→ What the task requires
Can you transcribe the data exactly? Leave the pictures out.

— Begin Recorded information —

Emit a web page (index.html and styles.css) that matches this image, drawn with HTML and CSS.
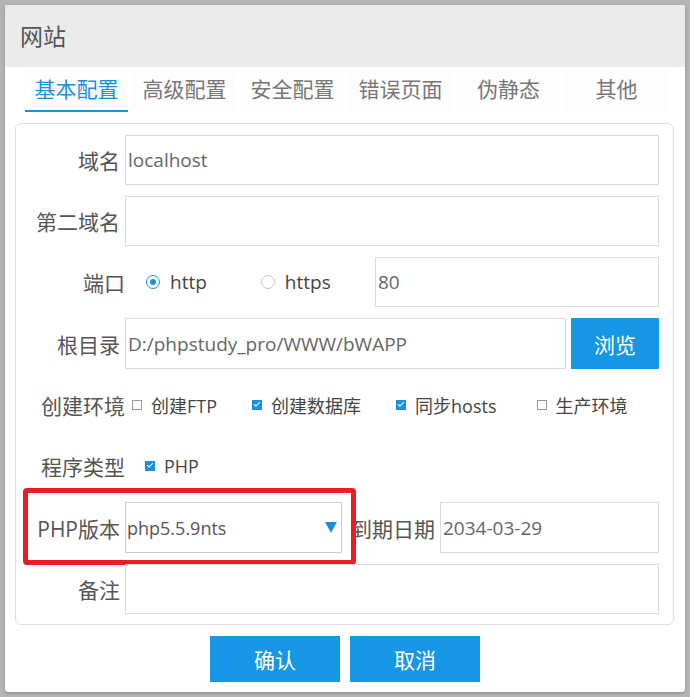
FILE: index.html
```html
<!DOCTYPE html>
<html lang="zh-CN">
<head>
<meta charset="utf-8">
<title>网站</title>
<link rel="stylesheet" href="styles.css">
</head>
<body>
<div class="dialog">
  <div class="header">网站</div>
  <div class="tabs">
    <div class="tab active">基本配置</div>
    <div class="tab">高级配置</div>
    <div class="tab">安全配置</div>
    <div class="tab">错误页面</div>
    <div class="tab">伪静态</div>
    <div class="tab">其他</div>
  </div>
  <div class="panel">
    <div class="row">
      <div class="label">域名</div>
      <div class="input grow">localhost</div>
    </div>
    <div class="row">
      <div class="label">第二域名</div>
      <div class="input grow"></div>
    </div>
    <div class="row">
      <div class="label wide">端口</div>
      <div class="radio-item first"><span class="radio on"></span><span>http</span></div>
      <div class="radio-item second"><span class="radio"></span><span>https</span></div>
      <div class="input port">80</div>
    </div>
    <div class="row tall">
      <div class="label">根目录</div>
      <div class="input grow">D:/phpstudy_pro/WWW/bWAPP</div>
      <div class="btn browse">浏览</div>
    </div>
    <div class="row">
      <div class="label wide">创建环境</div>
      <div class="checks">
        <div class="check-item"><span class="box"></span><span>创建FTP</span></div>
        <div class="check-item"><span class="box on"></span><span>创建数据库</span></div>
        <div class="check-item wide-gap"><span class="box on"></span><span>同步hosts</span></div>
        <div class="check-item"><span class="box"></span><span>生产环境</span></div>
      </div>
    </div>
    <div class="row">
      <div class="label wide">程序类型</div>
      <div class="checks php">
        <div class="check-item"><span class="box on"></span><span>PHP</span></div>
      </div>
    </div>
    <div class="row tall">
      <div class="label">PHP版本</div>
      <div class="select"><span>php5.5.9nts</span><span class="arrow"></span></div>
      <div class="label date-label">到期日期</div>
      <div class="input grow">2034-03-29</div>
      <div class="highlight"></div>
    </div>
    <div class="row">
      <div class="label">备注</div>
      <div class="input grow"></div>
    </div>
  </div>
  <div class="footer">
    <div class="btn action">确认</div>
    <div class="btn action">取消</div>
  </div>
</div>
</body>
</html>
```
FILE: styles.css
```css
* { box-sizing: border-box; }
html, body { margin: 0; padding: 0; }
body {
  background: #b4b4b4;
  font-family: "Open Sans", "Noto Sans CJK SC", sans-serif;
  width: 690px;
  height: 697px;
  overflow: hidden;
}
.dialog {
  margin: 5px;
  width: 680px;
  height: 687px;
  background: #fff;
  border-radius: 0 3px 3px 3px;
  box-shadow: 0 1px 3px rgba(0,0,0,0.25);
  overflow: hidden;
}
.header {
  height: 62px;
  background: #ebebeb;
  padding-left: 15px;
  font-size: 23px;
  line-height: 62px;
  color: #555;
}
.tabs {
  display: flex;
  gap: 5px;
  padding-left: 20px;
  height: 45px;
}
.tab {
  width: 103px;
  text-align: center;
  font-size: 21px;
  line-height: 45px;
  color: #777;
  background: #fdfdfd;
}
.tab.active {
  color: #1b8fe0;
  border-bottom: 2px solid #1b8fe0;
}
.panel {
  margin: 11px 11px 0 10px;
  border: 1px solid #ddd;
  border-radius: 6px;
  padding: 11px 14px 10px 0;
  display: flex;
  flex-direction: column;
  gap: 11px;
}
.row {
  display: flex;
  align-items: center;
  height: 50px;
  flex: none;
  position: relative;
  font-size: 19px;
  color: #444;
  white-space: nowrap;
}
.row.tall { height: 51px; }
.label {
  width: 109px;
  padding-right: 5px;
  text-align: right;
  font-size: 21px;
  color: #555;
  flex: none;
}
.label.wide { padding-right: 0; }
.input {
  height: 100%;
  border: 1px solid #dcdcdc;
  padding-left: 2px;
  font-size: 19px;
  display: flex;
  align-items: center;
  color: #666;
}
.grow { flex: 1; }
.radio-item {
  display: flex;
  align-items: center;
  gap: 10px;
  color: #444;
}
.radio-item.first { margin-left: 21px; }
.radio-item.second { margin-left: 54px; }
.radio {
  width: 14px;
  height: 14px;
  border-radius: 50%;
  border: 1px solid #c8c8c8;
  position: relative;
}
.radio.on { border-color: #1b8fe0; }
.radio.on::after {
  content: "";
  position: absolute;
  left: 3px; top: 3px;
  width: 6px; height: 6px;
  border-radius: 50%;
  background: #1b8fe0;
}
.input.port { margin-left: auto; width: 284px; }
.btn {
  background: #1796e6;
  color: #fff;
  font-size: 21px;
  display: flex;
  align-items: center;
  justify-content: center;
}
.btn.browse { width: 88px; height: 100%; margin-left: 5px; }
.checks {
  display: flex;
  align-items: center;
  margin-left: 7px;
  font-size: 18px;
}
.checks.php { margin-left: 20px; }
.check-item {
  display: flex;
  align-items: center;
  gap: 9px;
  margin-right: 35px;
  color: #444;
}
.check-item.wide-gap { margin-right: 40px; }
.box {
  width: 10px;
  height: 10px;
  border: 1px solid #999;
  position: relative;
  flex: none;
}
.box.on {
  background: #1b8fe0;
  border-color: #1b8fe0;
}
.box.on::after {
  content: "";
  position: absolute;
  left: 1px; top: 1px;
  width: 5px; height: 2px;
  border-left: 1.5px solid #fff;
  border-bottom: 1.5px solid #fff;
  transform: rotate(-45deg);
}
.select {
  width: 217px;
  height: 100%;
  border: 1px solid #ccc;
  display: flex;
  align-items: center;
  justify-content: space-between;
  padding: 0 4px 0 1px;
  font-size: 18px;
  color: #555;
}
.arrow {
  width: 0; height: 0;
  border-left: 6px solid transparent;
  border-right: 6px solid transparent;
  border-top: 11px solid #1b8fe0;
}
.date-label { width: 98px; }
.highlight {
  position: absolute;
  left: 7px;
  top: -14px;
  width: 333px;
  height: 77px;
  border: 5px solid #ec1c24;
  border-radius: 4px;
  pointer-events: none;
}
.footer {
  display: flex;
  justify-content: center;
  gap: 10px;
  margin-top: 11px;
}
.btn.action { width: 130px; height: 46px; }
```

— End Recorded information —

→ Written reply
Emit a web page (index.html and styles.css) that matches this image, drawn with HTML and CSS.
FILE: index.html
```html
<!DOCTYPE html>
<html lang="zh-CN">
<head>
<meta charset="utf-8">
<title>网站</title>
<link rel="stylesheet" href="styles.css">
</head>
<body>
<div class="dialog">
  <div class="header">网站</div>
  <div class="tabs">
    <div class="tab active">基本配置</div>
    <div class="tab">高级配置</div>
    <div class="tab">安全配置</div>
    <div class="tab">错误页面</div>
    <div class="tab">伪静态</div>
    <div class="tab">其他</div>
  </div>
  <div class="panel">
    <div class="row">
      <div class="label">域名</div>
      <div class="input grow">localhost</div>
    </div>
    <div class="row">
      <div class="label">第二域名</div>
      <div class="input grow"></div>
    </div>
    <div class="row">
      <div class="label wide">端口</div>
      <div class="radio-item first"><span class="radio on"></span><span>http</span></div>
      <div class="radio-item second"><span class="radio"></span><span>https</span></div>
      <div class="input port">80</div>
    </div>
    <div class="row tall">
      <div class="label">根目录</div>
      <div class="input grow">D:/phpstudy_pro/WWW/bWAPP</div>
      <div class="btn browse">浏览</div>
    </div>
    <div class="row">
      <div class="label wide">创建环境</div>
      <div class="checks">
        <div class="check-item"><span class="box"></span><span>创建FTP</span></div>
        <div class="check-item"><span class="box on"></span><span>创建数据库</span></div>
        <div class="check-item wide-gap"><span class="box on"></span><span>同步hosts</span></div>
        <div class="check-item"><span class="box"></span><span>生产环境</span></div>
      </div>
    </div>
    <div class="row">
      <div class="label wide">程序类型</div>
      <div class="checks php">
        <div class="check-item"><span class="box on"></span><span>PHP</span></div>
      </div>
    </div>
    <div class="row tall">
      <div class="label">PHP版本</div>
      <div class="select"><span>php5.5.9nts</span><span class="arrow"></span></div>
      <div class="label date-label">到期日期</div>
      <div class="input grow">2034-03-29</div>
      <div class="highlight"></div>
    </div>
    <div class="row">
      <div class="label">备注</div>
      <div class="input grow"></div>
    </div>
  </div>
  <div class="footer">
    <div class="btn action">确认</div>
    <div class="btn action">取消</div>
  </div>
</div>
</body>
</html>
```
FILE: styles.css
```css
* { box-sizing: border-box; }
html, body { margin: 0; padding: 0; }
body {
  background: #b4b4b4;
  font-family: "Open Sans", "Noto Sans CJK SC", sans-serif;
  width: 690px;
  height: 697px;
  overflow: hidden;
}
.dialog {
  margin: 5px;
  width: 680px;
  height: 687px;
  background: #fff;
  border-radius: 0 3px 3px 3px;
  box-shadow: 0 1px 3px rgba(0,0,0,0.25);
  overflow: hidden;
}
.header {
  height: 62px;
  background: #ebebeb;
  padding-left: 15px;
  font-size: 23px;
  line-height: 62px;
  color: #555;
}
.tabs {
  display: flex;
  gap: 5px;
  padding-left: 20px;
  height: 45px;
}
.tab {
  width: 103px;
  text-align: center;
  font-size: 21px;
  line-height: 45px;
  color: #777;
  background: #fdfdfd;
}
.tab.active {
  color: #1b8fe0;
  border-bottom: 2px solid #1b8fe0;
}
.panel {
  margin: 11px 11px 0 10px;
  border: 1px solid #ddd;
  border-radius: 6px;
  padding: 11px 14px 10px 0;
  display: flex;
  flex-direction: column;
  gap: 11px;
}
.row {
  display: flex;
  align-items: center;
  height: 50px;
  flex: none;
  position: relative;
  font-size: 19px;
  color: #444;
  white-space: nowrap;
}
.row.tall { height: 51px; }
.label {
  width: 109px;
  padding-right: 5px;
  text-align: right;
  font-size: 21px;
  color: #555;
  flex: none;
}
.label.wide { padding-right: 0; }
.input {
  height: 100%;
  border: 1px solid #dcdcdc;
  padding-left: 2px;
  font-size: 19px;
  display: flex;
  align-items: center;
  color: #666;
}
.grow { flex: 1; }
.radio-item {
  display: flex;
  align-items: center;
  gap: 10px;
  color: #444;
}
.radio-item.first { margin-left: 21px; }
.radio-item.second { margin-left: 54px; }
.radio {
  width: 14px;
  height: 14px;
  border-radius: 50%;
  border: 1px solid #c8c8c8;
  position: relative;
}
.radio.on { border-color: #1b8fe0; }
.radio.on::after {
  content: "";
  position: absolute;
  left: 3px; top: 3px;
  width: 6px; height: 6px;
  border-radius: 50%;
  background: #1b8fe0;
}
.input.port { margin-left: auto; width: 284px; }
.btn {
  background: #1796e6;
  color: #fff;
  font-size: 21px;
  display: flex;
  align-items: center;
  justify-content: center;
}
.btn.browse { width: 88px; height: 100%; margin-left: 5px; }
.checks {
  display: flex;
  align-items: center;
  margin-left: 7px;
  font-size: 18px;
}
.checks.php { margin-left: 20px; }
.check-item {
  display: flex;
  align-items: center;
  gap: 9px;
  margin-right: 35px;
  color: #444;
}
.check-item.wide-gap { margin-right: 40px; }
.box {
  width: 10px;
  height: 10px;
  border: 1px solid #999;
  position: relative;
  flex: none;
}
.box.on {
  background: #1b8fe0;
  border-color: #1b8fe0;
}
.box.on::after {
  content: "";
  position: absolute;
  left: 1px; top: 1px;
  width: 5px; height: 2px;
  border-left: 1.5px solid #fff;
  border-bottom: 1.5px solid #fff;
  transform: rotate(-45deg);
}
.select {
  width: 217px;
  height: 100%;
  border: 1px solid #ccc;
  display: flex;
  align-items: center;
  justify-content: space-between;
  padding: 0 4px 0 1px;
  font-size: 18px;
  color: #555;
}
.arrow {
  width: 0; height: 0;
  border-left: 6px solid transparent;
  border-right: 6px solid transparent;
  border-top: 11px solid #1b8fe0;
}
.date-label { width: 98px; }
.highlight {
  position: absolute;
  left: 7px;
  top: -14px;
  width: 333px;
  height: 77px;
  border: 5px solid #ec1c24;
  border-radius: 4px;
  pointer-events: none;
}
.footer {
  display: flex;
  justify-content: center;
  gap: 10px;
  margin-top: 11px;
}
.btn.action { width: 130px; height: 46px; }
```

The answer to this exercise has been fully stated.